Caballos salvajes
Acorde con este pintoresco film islandés, hasta los caballos del Ártico tienen melenas rojizas y ojos claros. O quizás esa sea la metáfora para este bellísimo y dramático escenario del fin del mundo, donde la simbiosis entre hombres y caballos aún no permite la intrusión de teléfonos celulares. La idea de conexión queda definida desde los créditos iniciales, cuando Kolbeinn se ve reflejado en los ojos de su yegua Grána. Pero Grána, minutos más tarde, luego de un frustrado té en casa de la colorada Solveig, le hará pasar la peor humillación, entregándose pasivamente a un coito con el caballo de su cortejada y con él, aún más pasivo, en su lomo.
Los ojos de los caballos son anticipos de lo que vendrá. Así Jarpur se interna en el congelado mar con su amo Vernhardur que, en realidad, ama más al vodka que a su caballo, y persigue a un buque factoría ruso en una escena de las escenas más salvajes del cine, hecha sólo para ver en pantalla grande. Y así, también, en los ojos del caballo de Grimur se ve un alambre igualito al que habrá de cegar a su amo.
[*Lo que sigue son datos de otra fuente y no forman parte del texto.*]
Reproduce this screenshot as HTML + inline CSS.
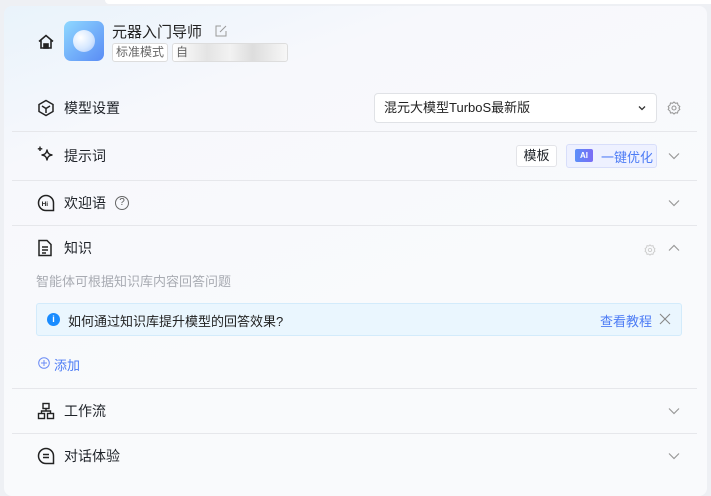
<!DOCTYPE html>
<html><head><meta charset="utf-8"><style>
*{margin:0;padding:0;box-sizing:border-box}
body{width:711px;height:490px;overflow:hidden;background:#eef0f4;font-family:"Liberation Sans","Noto Sans CJK SC",sans-serif;color:#1f2329;position:relative}
.topbar{position:absolute;left:105px;top:0;right:0;height:4px;background:#fff;border-radius:0 0 0 6px}
.panel{position:absolute;left:4px;top:6px;width:703px;height:490px;border-radius:8px;background:linear-gradient(160deg,#e9f3fb 0%,#f7f8fc 22%,#f9fafc 60%);}
.a{position:absolute}
.t{font-size:14px;white-space:nowrap}
.div{position:absolute;left:12px;width:685px;height:1px;background:#e6e7eb}
svg{display:block}
</style></head><body>
<div class="topbar"></div>
<div class="panel"></div>
<svg class="a" style="left:37px;top:33px" width="18" height="18" viewBox="0 0 18 18" fill="none" stroke="#222" stroke-width="1.6"><path d="M2 8.5L9 2.5l7 6M4 7v8h10V7"/><rect x="7" y="11" width="4" height="4" fill="#222"/></svg>
<div class="a" style="left:64px;top:21px;width:40px;height:40px;border-radius:7px;background:linear-gradient(135deg,#8fd8ff,#5a8cf5)"><div style="position:absolute;left:9px;top:9px;width:22px;height:22px;border-radius:50%;background:radial-gradient(circle at 35% 35%,#fff,#d6e8ff 55%,#a5c3fa)"></div></div>
<div class="a" style="left:112px;top:21px;font-size:15px;color:#222">元器入门导师</div>
<svg class="a" style="left:215px;top:25px" width="12" height="12" viewBox="0 0 12 12" fill="none" stroke="#999" stroke-width="1"><path d="M6 1H1v10h10V6M5 7l6-6"/></svg>
<div class="a" style="left:112px;top:43px;height:19px;padding:0 3px;border:1px solid #ddd;border-radius:3px;background:#fff;font-size:12px;color:#666;line-height:17px">标准模式</div>
<div class="a" style="left:172px;top:43px;width:116px;height:19px;border:1px solid #ddd;border-radius:3px;background:linear-gradient(90deg,#fff,#e4e4e4 30%,#f2f2f2 50%,#ddd 70%,#f7f7f7);font-size:12px;color:#666;line-height:17px;padding-left:3px">自</div>
<svg class="a" style="left:37px;top:99px" width="18" height="18" viewBox="0 0 18 18" fill="none" stroke="#222" stroke-width="1.5"><path d="M9 1.5l7 4v7l-7 4-7-4v-7zM5 7l4 2.5L13 7M9 9.5V14"/></svg>
<div class="a t" style="left:64px;top:98px">模型设置</div>
<div class="a" style="left:374px;top:93px;width:283px;height:30px;background:#fff;border:1px solid #e0e2e6;border-radius:4px;font-size:13px;line-height:28px;padding-left:9px;color:#222">混元大模型TurboS最新版</div>
<svg class="a" style="left:636px;top:102px" width="12" height="12" viewBox="0 0 12 12" fill="none" stroke="#333" stroke-width="1.3"><path d="M3 4.5l3 3 3-3"/></svg>
<svg class="a" style="left:667px;top:101px" width="14" height="14" viewBox="0 0 14 14" fill="none" stroke="#999" stroke-width="1.1"><circle cx="7" cy="7" r="2"/><path d="M7 1l1.5 1.3 2-.3.5 2L12.8 5.5 12 7l.8 1.5-1.8 1.5-.5 2-2-.3L7 13l-1.5-1.3-2 .3-.5-2L1.2 8.5 2 7l-.8-1.5L3 4l.5-2 2 .3z"/></svg>
<div class="div" style="top:131px"></div>
<svg class="a" style="left:36px;top:145px" width="19" height="19" viewBox="0 0 19 19" fill="none" stroke="#222" stroke-width="1.4" stroke-linejoin="round"><path d="M11 5c.6 3.2 1.8 4.4 5 5-3.2.6-4.4 1.8-5 5-.6-3.2-1.8-4.4-5-5 3.2-.6 4.4-1.8 5-5z"/><path d="M4 1.5v4.5M1.8 3.8h4.5"/></svg>
<div class="a t" style="left:64px;top:146px">提示词</div>
<div class="a" style="left:516px;top:145px;width:41px;height:22px;background:#fff;border:1px solid #e3e4e8;border-radius:3px;font-size:13px;line-height:20px;text-align:center">模板</div>
<div class="a" style="left:566px;top:144px;width:91px;height:24px;background:#eef1ff;border:1px solid #d8defa;border-radius:3px"></div>
<div class="a" style="left:575px;top:149px;width:18px;height:13px;border-radius:2px;background:linear-gradient(90deg,#5b8ff9,#7a6cf5);color:#fff;font-size:8px;font-weight:bold;line-height:13px;text-align:center">AI</div>
<div class="a" style="left:601px;top:147px;font-size:13px;color:#4d7cf5">一键优化</div>
<svg class="a" style="left:667px;top:150px" width="14" height="12" viewBox="0 0 14 12" fill="none" stroke="#999" stroke-width="1.2"><path d="M2 3.5l5 5 5-5"/></svg>
<div class="div" style="top:180px"></div>
<svg class="a" style="left:37px;top:194px" width="18" height="18" viewBox="0 0 18 18" fill="none" stroke="#222" stroke-width="1.5"><path d="M9 16.5A7.5 7.5 0 1 1 16.5 9v7.5z"/><text x="4.6" y="12" font-size="6.5" font-weight="bold" fill="#222" stroke="none" font-family="Liberation Sans">Hi</text></svg>
<div class="a t" style="left:64px;top:193px">欢迎语</div>
<div class="a" style="left:115px;top:196px;width:14px;height:14px;border:1px solid #666;border-radius:50%;font-size:10px;line-height:12px;text-align:center;color:#555">?</div>
<svg class="a" style="left:667px;top:197px" width="14" height="12" viewBox="0 0 14 12" fill="none" stroke="#999" stroke-width="1.2"><path d="M2 3.5l5 5 5-5"/></svg>
<div class="div" style="top:225px"></div>
<svg class="a" style="left:37px;top:239px" width="16" height="18" viewBox="0 0 16 18" fill="none" stroke="#222" stroke-width="1.5"><path d="M2 1.5h8l4 4v11H2zM5 8h6M5 11h6M5 14h4"/></svg>
<div class="a t" style="left:64px;top:238px">知识</div>
<svg class="a" style="left:644px;top:244px" width="12" height="12" viewBox="0 0 14 14" fill="none" stroke="#ccc" stroke-width="1.1"><circle cx="7" cy="7" r="2"/><path d="M7 1l1.5 1.3 2-.3.5 2L12.8 5.5 12 7l.8 1.5-1.8 1.5-.5 2-2-.3L7 13l-1.5-1.3-2 .3-.5-2L1.2 8.5 2 7l-.8-1.5L3 4l.5-2 2 .3z"/></svg>
<svg class="a" style="left:667px;top:242px" width="14" height="12" viewBox="0 0 14 12" fill="none" stroke="#999" stroke-width="1.2"><path d="M2 8.5l5-5 5 5"/></svg>
<div class="a" style="left:36px;top:271px;font-size:13px;color:#a8abb2">智能体可根据知识库内容回答问题</div>
<div class="a" style="left:36px;top:303px;width:646px;height:33px;background:#eaf6fe;border:1px solid #d3ebfb;border-radius:3px"></div>
<div class="a" style="left:47px;top:313px;width:13px;height:13px;border-radius:50%;background:#1a8cff;color:#fff;font-size:9px;font-weight:bold;line-height:13px;text-align:center">i</div>
<div class="a" style="left:68px;top:311px;font-size:13px;color:#222">如何通过知识库提升模型的回答效果?</div>
<div class="a" style="left:600px;top:311px;font-size:13px;color:#4d7cf5">查看教程</div>
<svg class="a" style="left:659px;top:313px" width="12" height="12" viewBox="0 0 12 12" fill="none" stroke="#888" stroke-width="1.1"><path d="M1 1l10 10M11 1L1 11"/></svg>
<svg class="a" style="left:38px;top:357px" width="12" height="12" viewBox="0 0 12 12" fill="none" stroke="#6b8cf5" stroke-width="1"><circle cx="6" cy="6" r="5.3"/><path d="M6 3v6M3 6h6"/></svg>
<div class="a" style="left:54px;top:355px;font-size:13px;color:#4d7cf5">添加</div>
<div class="div" style="top:388px"></div>
<svg class="a" style="left:37px;top:402px" width="18" height="18" viewBox="0 0 18 18" fill="none" stroke="#222" stroke-width="1.4"><rect x="6" y="1.5" width="6" height="5"/><rect x="1.5" y="11.5" width="6" height="5"/><rect x="10.5" y="11.5" width="6" height="5"/><path d="M9 6.5v2.5M4.5 11.5V9h9v2.5"/></svg>
<div class="a t" style="left:64px;top:401px">工作流</div>
<svg class="a" style="left:667px;top:405px" width="14" height="12" viewBox="0 0 14 12" fill="none" stroke="#999" stroke-width="1.2"><path d="M2 3.5l5 5 5-5"/></svg>
<div class="div" style="top:433px"></div>
<svg class="a" style="left:37px;top:447px" width="18" height="18" viewBox="0 0 18 18" fill="none" stroke="#222" stroke-width="1.5"><path d="M9 16.5A7.5 7.5 0 1 1 16.5 9v7.5zM6 7.5h6M6 10.5h6"/></svg>
<div class="a t" style="left:64px;top:446px">对话体验</div>
<svg class="a" style="left:667px;top:450px" width="14" height="12" viewBox="0 0 14 12" fill="none" stroke="#999" stroke-width="1.2"><path d="M2 3.5l5 5 5-5"/></svg>
</body></html>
Pero en realidad, “amo” es una expresión tan arcaica como esta comunidad rural nórdica, donde el apareo entre hombres y mujeres, entre caballos y yeguas se da a cielo abierto, y donde la copulación rejuvenece, aunque también haya catástrofes y muertes tontas, tragicómicas, casi como una epidemia a la altura de los asesinatos de Henning Mankell. Habría que pensar en una suerte de episodios a la Relatos salvajes, pero con un hilo conductor mucho más firme y con protagonistas tanto más nobles, de expresiones perdidas, ajadas, resignadas, a la espera de albures como la felicidad, iguales a esos que merodean la filmografía de Aki Kaurismaki. Así y todo, las comparaciones más genuinas en este film de Benedikt Erlingsson (un autoproclamado amante de los caballos) sólo remiten al interior de su propio trabajo.